OnCollege

Tuesday, May 02, 2006

CONGRESS DISCOVERS GLOBAL ECONOMY

Spooked by xenophobic headlines and shocked they weren’t consulted over Dubai Ports World taking over six major US ports, Congress squelched the DPW deal over security fears, yet neglect to notice this country is awash in foreigners who own a piece of our country.

As pundits took measurements of shipping containers to see how many nuclear devices could be shipped through New Jersey, we learned that port operators aren't in charge of security. That task falls to the federal government. Security experts then discovered that the Port Authority of New York and New Jersey took names and numbers of truck drivers entering and leaving the port with cargo but never checked up on them. Half the drivers had criminal records. Clearly, port operators do not do security. But neither do the responsible agencies, it would seem.

The Dubai deal was nixed because Congress focused on the word “Arab” rather than that giant sucking sound of money leaving the country. Arabs, however, are not such a monolithic group. And Dubai, one of the richest, most capitalistic places on earth (with a living standard higher than the US), just wanted to be part of the global economy.
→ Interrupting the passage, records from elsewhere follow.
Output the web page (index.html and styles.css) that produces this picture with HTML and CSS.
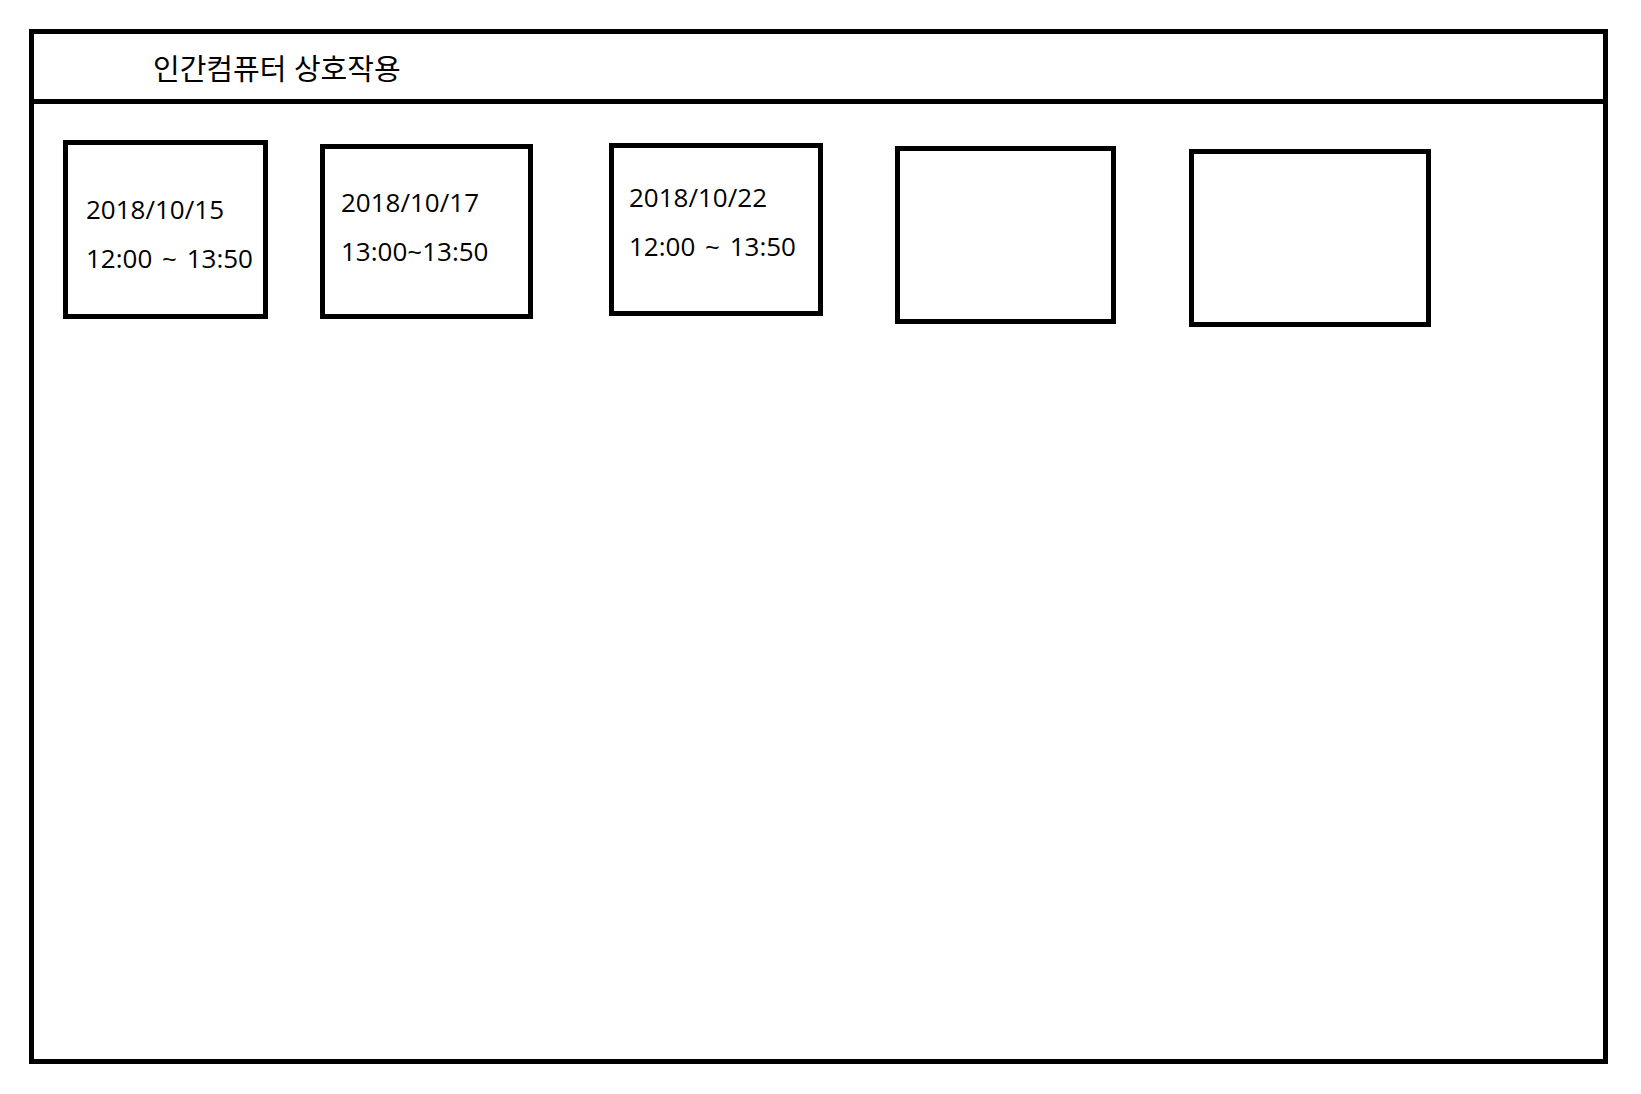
FILE: index.html
```html
<!DOCTYPE html>
<html lang="ko">
<head>
    <meta charset="UTF-8">
    <meta name="viewport" content="width=device-width, initial-scale=1.0">
    <title>인간컴퓨터 상호작용</title>

    <link rel="stylesheet" href="styles.css">
</head>
<body>

    <div class="frame">
        <div class="header">
            <h1>인간컴퓨터 상호작용</h1>
        </div>

        <div class="board">
            <div class="card card-a">
                <div class="line">2018/10/15</div>
                <div class="line">12:00 ~ 13:50</div>
            </div>

            <div class="card card-b">
                <div class="line">2018/10/17</div>
                <div class="line">13:00~13:50</div>
            </div>

            <div class="card card-c">
                <div class="line">2018/10/22</div>
                <div class="line">12:00 ~ 13:50</div>
            </div>

            <div class="card card-d"></div>

            <div class="card card-e"></div>
        </div>
    </div>

</body>
</html>
```

FILE: styles.css
```css
body {
    margin: 0;
    background-color: #fff;
    color: #000;
    font-family: "Open Sans", "Noto Sans CJK KR", sans-serif;
}

.frame {
    box-sizing: border-box;
    width: 1579px;
    height: 1035px;
    margin: 29px;
    border: 5px solid #000;
}

.header {
    height: 65px;
    border-bottom: 5px solid #000;
    padding-left: 119px;
}

.header h1 {
    margin: 0;
    font-size: 29px;
    font-weight: normal;
    line-height: 70px;
}

.board {
    display: flex;
    align-items: flex-start;
    padding-left: 29px;
}

.card {
    box-sizing: border-box;
    border: 5px solid #000;
    font-size: 26px;
    word-spacing: 3px;
}

.card .line {
    line-height: 49px;
    white-space: nowrap;
}

.card-a {
    width: 205px;
    height: 179px;
    margin-top: 36px;
    padding: 40px 0 0 18px;
}

.card-b {
    width: 213px;
    height: 175px;
    margin: 40px 0 0 52px;
    padding: 29px 0 0 16px;
}

.card-c {
    width: 214px;
    height: 173px;
    margin: 39px 0 0 76px;
    padding: 25px 0 0 15px;
}

.card-d {
    width: 221px;
    height: 178px;
    margin: 42px 0 0 72px;
}

.card-e {
    width: 242px;
    height: 178px;
    margin: 45px 0 0 73px;
}
```
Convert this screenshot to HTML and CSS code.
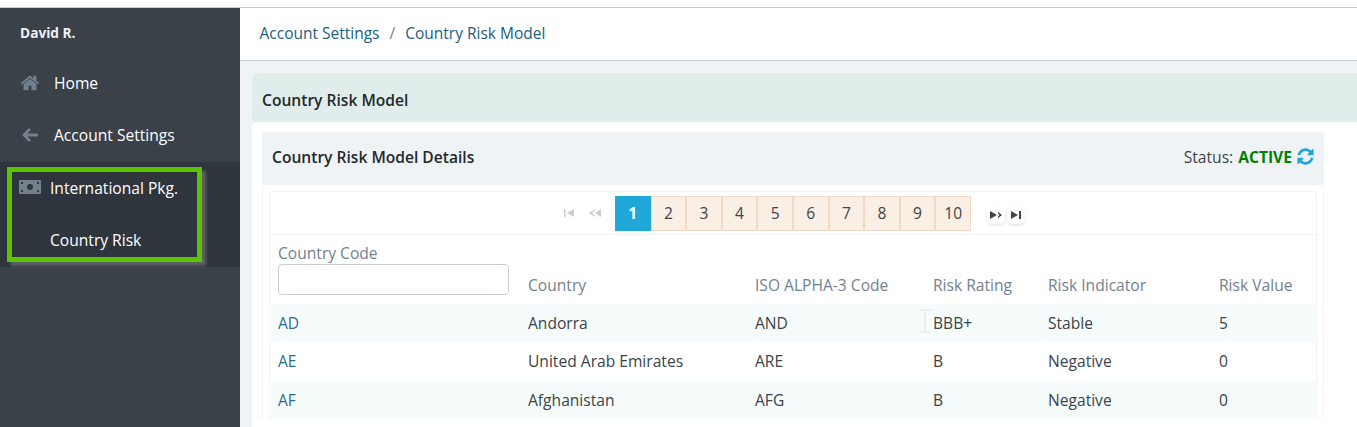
FILE: index.html
```html
<!DOCTYPE html>
<html lang="en">
<head>
<meta charset="utf-8">
<title>Country Risk Model</title>
<link rel="stylesheet" href="styles.css">
</head>
<body>
<div class="app">
  <aside class="sidebar">
    <div class="user">David R.</div>
    <a class="nav-item"><svg class="nav-icon" viewBox="0 0 1792 1792"><path d="M1472 992v480q0 26-19 45t-45 19h-384v-384h-256v384h-384q-26 0-45-19t-19-45v-480q0-1 .5-3t.5-3l575-474 575 474q1 2 1 6zm223-69l-62 74q-8 9-21 11h-3q-13 0-21-7l-692-577-692 577q-12 8-24 7-13-2-21-11l-62-74q-8-10-7-23.5t11-21.5l719-599q32-26 76-26t76 26l244 204v-195q0-14 9-23t23-9h192q14 0 23 9t9 23v408l219 182q10 8 11 21.5t-7 23.5z"/></svg>Home</a>
    <a class="nav-item"><svg class="nav-icon arrow" viewBox="0 0 20 20"><path d="M18 10H4.500M10 4l-6 6 6 6"/></svg>Account Settings</a>
    <div class="nav-group">
      <div class="highlight">
        <a class="sub-item"><svg class="money" viewBox="0 0 22 14"><path fill-rule="evenodd" d="M1 0h20a1 1 0 0 1 1 1v12a1 1 0 0 1-1 1H1a1 1 0 0 1-1-1V1a1 1 0 0 1 1-1zM11 4a3 3 0 1 0 0 6 3 3 0 0 0 0-6zM2 2v2h2V2zM18 2v2h2V2zM2 10v2h2v-2zM18 10v2h2v-2z"/></svg>International Pkg.</a>
        <a class="sub-item sub-plain">Country Risk</a>
      </div>
    </div>
  </aside>
  <main class="main">
    <nav class="breadcrumb"><a>Account Settings</a><span class="sep">/</span><a>Country Risk Model</a></nav>
    <div class="content">
      <h1 class="page-title">Country Risk Model</h1>
      <div class="page-body">
        <section class="card">
          <header class="card-head">
            <h2 class="card-title">Country Risk Model Details</h2>
            <div class="status">Status: <b>ACTIVE</b><svg class="refresh" viewBox="0 0 1792 1792"><path d="M1639 1056q0 5-1 7-64 268-268 434.5t-478 166.5q-146 0-282.5-55t-243.5-157l-129 129q-19 19-45 19t-45-19-19-45v-448q0-26 19-45t45-19h448q26 0 45 19t19 45-19 45l-137 137q71 66 161 102t187 36q134 0 250-65t186-179q11-17 53-117 8-23 30-23h192q13 0 22.5 9.5t9.5 22.5zm25-800v448q0 26-19 45t-45 19h-448q-26 0-45-19t-19-45 19-45l138-138q-148-137-349-137-134 0-250 65t-186 179q-11 17-53 117-8 23-30 23h-199q-13 0-22.5-9.5t-9.5-22.5v-7q65-268 270-434.5t480-166.5q146 0 284 55.5t245 156.5l130-129q19-19 45-19t45 19 19 45z"/></svg></div>
          </header>
          <div class="card-body">
            <div class="grid-box">
              <div class="pager">
                <span class="pg-icon"><svg viewBox="0 0 14 8"><path d="M1 0h1.500v8H1zM4 4l7-4v8z"/></svg></span>
                <span class="pg-icon"><svg viewBox="0 0 14 8"><path d="M1 4l6-4v1.500L4 4l3 2.500V8zM7 4l6-4v8z"/></svg></span>
                <div class="pages">
                  <a class="page on">1</a><a class="page">2</a><a class="page">3</a><a class="page">4</a><a class="page">5</a><a class="page">6</a><a class="page">7</a><a class="page">8</a><a class="page">9</a><a class="page">10</a>
                </div>
                <span class="pg-btn first-btn"><svg viewBox="0 0 14 8"><path d="M1 0l7 4-7 4zM9 1l4 3-4 3V5.500L10.500 4 9 2.500z"/></svg></span>
                <span class="pg-btn"><svg viewBox="0 0 14 8"><path d="M2 0l7 4-7 4zM10 0h2v8h-2z"/></svg></span>
              </div>
              <table class="grid">
                <colgroup><col class="c1"><col class="c2"><col class="c3"><col class="c4"><col class="c5"><col class="c6"></colgroup>
                <thead>
                  <tr>
                    <th class="filter-head"><label class="filter">Country Code<input class="filter-input" type="text"></label></th>
                    <th>Country</th><th>ISO ALPHA-3 Code</th><th>Risk Rating</th><th>Risk Indicator</th><th>Risk Value</th>
                  </tr>
                </thead>
                <tbody>
                  <tr><td class="code">AD</td><td>Andorra</td><td>AND</td><td class="cursor-cell"><svg class="ibeam" viewBox="0 0 14 24"><path d="M1 1h5l1 1 1-1h5M7 2v20M1 23h5l1-1 1 1h5"/></svg>BBB+</td><td>Stable</td><td>5</td></tr>
                  <tr class="tall"><td class="code">AE</td><td>United Arab Emirates</td><td>ARE</td><td>B</td><td>Negative</td><td>0</td></tr>
                  <tr><td class="code">AF</td><td>Afghanistan</td><td>AFG</td><td>B</td><td>Negative</td><td>0</td></tr>
                </tbody>
              </table>
            </div>
          </div>
        </section>
      </div>
    </div>
  </main>
</div>
</body>
</html>
```
FILE: styles.css
```css
* { box-sizing: border-box; }
html, body { margin: 0; height: 427px; overflow: hidden; background: #fff; }
body { font-family: "Open Sans", sans-serif; font-size: 15.600px; color: #23282c; }
.app { display: grid; grid-template-columns: 240px 1fr; height: 420px; margin-top: 7px; border-top: 1px solid #c8ced3; }

.sidebar { background: #3a4149; color: #fff; }
.user { padding: 16px 20px 0; height: 49px; font-size: 13.700px; font-weight: 700; line-height: 18px; color: #eef1f3; }
.nav-item { display: flex; align-items: center; height: 52px; padding-left: 20px; color: #fff; line-height: 22px; }
.nav-icon { width: 20px; height: 20px; margin-right: 14px; fill: #73818f; flex: none; }
.nav-icon.arrow { fill: none; stroke: #73818f; stroke-width: 2.800; }
.nav-group { background: #2f353c; height: 105px; margin-top: 1px; padding: 5px 0 0 7px; }
.highlight { width: 195px; height: 95px; border: 5px solid #5bc400; box-shadow: 4px 4px 3px rgba(130, 135, 140, .55); }
.sub-item { display: flex; align-items: center; height: 32px; color: #fff; padding-left: 7px; }
.sub-item + .sub-item { height: 52px; padding-left: 38px; padding-top: 20px; }
.money { width: 22px; height: 14px; fill: #73818f; margin-right: 9px; flex: none; position: relative; top: -1px; }

.main { background: #fff; min-width: 0; display: flex; flex-direction: column; }
.breadcrumb { height: 53px; flex: none; display: flex; align-items: center; padding: 0 0 2px 19.500px; border-bottom: 1px solid #c8ced3; color: #20607e; font-size: 15.500px; }
.sep { margin: 0 10px; color: #73818f; }
.content { flex: 1; display: flex; flex-direction: column; background: #f0f3f5; padding: 12px 0 0 12px; }
.page-title { margin: 0; height: 49px; flex: none; background: #e0edea; border-radius: 5px 0 0 5px; padding-left: 10px; font-size: 15.600px; font-weight: 600; line-height: 54px; color: #23282c; }
.page-body { flex: 1; background: #fff; border-radius: 5px 0 0 0; padding: 10px 33px 0 10px; }
.card-head { height: 53px; background: #f0f3f5; border-radius: 4px 4px 0 0; display: flex; align-items: center; justify-content: space-between; padding: 0 10px 4px; }
.card-title { margin: 0; font-size: 15.600px; font-weight: 600; color: #23282c; }
.status { display: flex; align-items: center; font-size: 15.600px; color: #3b4349; white-space: pre; }
.status b { color: #008000; font-weight: 700; margin-left: 1px; }
.refresh { width: 19px; height: 19px; fill: #20a8d8; margin: 0 -1px 0 4px; }
.card-body { padding: 6px 6px 0; border-left: 1px solid #f0f3f5; border-right: 1px solid #f0f3f5; }
.grid-box { border: 1px solid #f0f3f5; border-radius: 4px 4px 0 0; border-bottom: 0; }

.pager { height: 43px; border-bottom: 1px solid #f0f3f5; display: flex; align-items: center; padding: 0 0 0 293px; }
.pg-icon { width: 17px; height: 18px; margin-right: 8px; display: flex; align-items: center; }
.pg-icon svg { width: 14px; height: 8px; fill: #c8ced3; }
.pg-icon + .pg-icon { margin-right: 10px; }
.pages { display: flex; }
.page { width: 35.600px; height: 35px; display: flex; align-items: center; justify-content: center; background: #f9efe5; border: 1px solid #f1d9c4; color: #3d444a; }
.page.on { background: #20a8d8; border-color: #20a8d8; color: #fff; font-weight: 700; }
.pg-btn { width: 18px; height: 17px; margin-left: 2px; margin-top: 4px; background: #fff; border-radius: 5px; box-shadow: 0 1px 3px rgba(0, 0, 0, .12); display: flex; align-items: center; justify-content: center; }
.first-btn { margin-left: 16px; }
.pg-btn svg { width: 14px; height: 8px; fill: #3d444a; }

.grid { width: 100%; table-layout: fixed; border-collapse: collapse; font-size: 15.600px; margin-left: -1px; }
.c1 { width: 250px; } .c2 { width: 227px; } .c3 { width: 178px; } .c4 { width: 115px; } .c5 { width: 171px; }
.grid th { font-weight: 400; text-align: left; vertical-align: bottom; padding: 0 9px 9px; color: #73818f; line-height: 20px; height: 69px; }
.grid th.filter-head { padding-bottom: 8px; }
.filter { display: block; line-height: 20px; }
.filter-input { display: block; width: 231px; height: 31px; margin: 1px 0 1px; background: #fff; border: 1px solid #c8ced3; border-radius: 4px; }
.grid td { padding: 0 9px; height: 38px; color: #3b4349; }
.grid .tall td { height: 39px; padding-bottom: 2px; }
.grid td.code { color: #2f6b8a; }
.grid tbody tr:nth-child(odd) td { background: #f6fcfc; }
.cursor-cell { position: relative; }
.ibeam { position: absolute; left: -6px; top: 5px; width: 14px; height: 24px; fill: none; stroke: #e8eaec; stroke-width: 1.300; }
```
Where was Congress when other foreign businesses marched onto our shores? Did Congress squawk about Daimler-Chrysler? Or object when Scottish Power bought up power companies and built wind farms? Or when 7-11 stores were sold to Japan? American workers and consumers were lucky Congress wasn’t consulted when Nissan, Toyota, Honda and Subaru built plants across the mid-South. Of 1,500 international takeovers in the past decade, the US government has been consulted fewer than two dozen times.

Congress doesn’t blink at the fact that many American tax returns are sent to India for completion, and that China is permitted to hold billions of dollars of US treasury bonds, not to mention US home mortgages. The global economy in which we are involved does its shipping on carriers flying the Liberian and Panamanian flags, buys gasoline from Royal Dutch Shell or British Petroleum, takes cruises on Norwegian luxury liners, buys furniture at IKEA, wine from Chile, and apples from New Zealand.

The challenge for the US is not to subvert the global economy, but to remain competitive in it. In education, US parents must be challenged to make sure their kids are doing something more than getting swept along by “adequate yearly progress.” Today, only 18 of every 100 ninth graders will earn a college degree. Parents, school boards, governors, and taxpayers should be hopping mad about this. It puts our economy and our quality of life at risk.

As Congress busied itself rejecting Dubai, the National Center for Educational Statistics reported that a rigorous high school curriculum including three or four years of English, social studies, math, and science was required for college success. Economists predicted that by the end of the next decade $1 of every $5 in the US economy will be spent on health care. We need plenty of talented, educated, and well-trained people to keep us healthy and alive. We need people who are going to solve problems, innovate, teach our kids and keep our economy competitive, and to create wealth.

American universities are starting to grasp the global economy by ramping up competitive programs. But parents and secondary schools must do more. Production of engineers and computer scientists has been falling for a decade. This year alone, China and India will each produce four times as many engineers as all US universities. There are 14 million students in US colleges and universities, and only 75,000 engineers and computer scientists will come out of that pipeline this year - about one-half of one percent.

We risk losing our competitive edge, not because we're not smart enough but because we aren’t working hard enough. American kids can do math and science. They can write better. They can create. They can learn other languages, understand other cultures. American kids say they would work harder if they were pushed harder.

It’s clear that American education needs better support, not just lip service from the federal government. Parents and teachers need to push harder for excellence. Anything short of that will find the United States on the outside looking in when it comes to the global economy. Dubai will be the least of our problems.

Dick Pratt is Dean of the School of Arts & Sciences at Clarkson University in Potsdam, New York.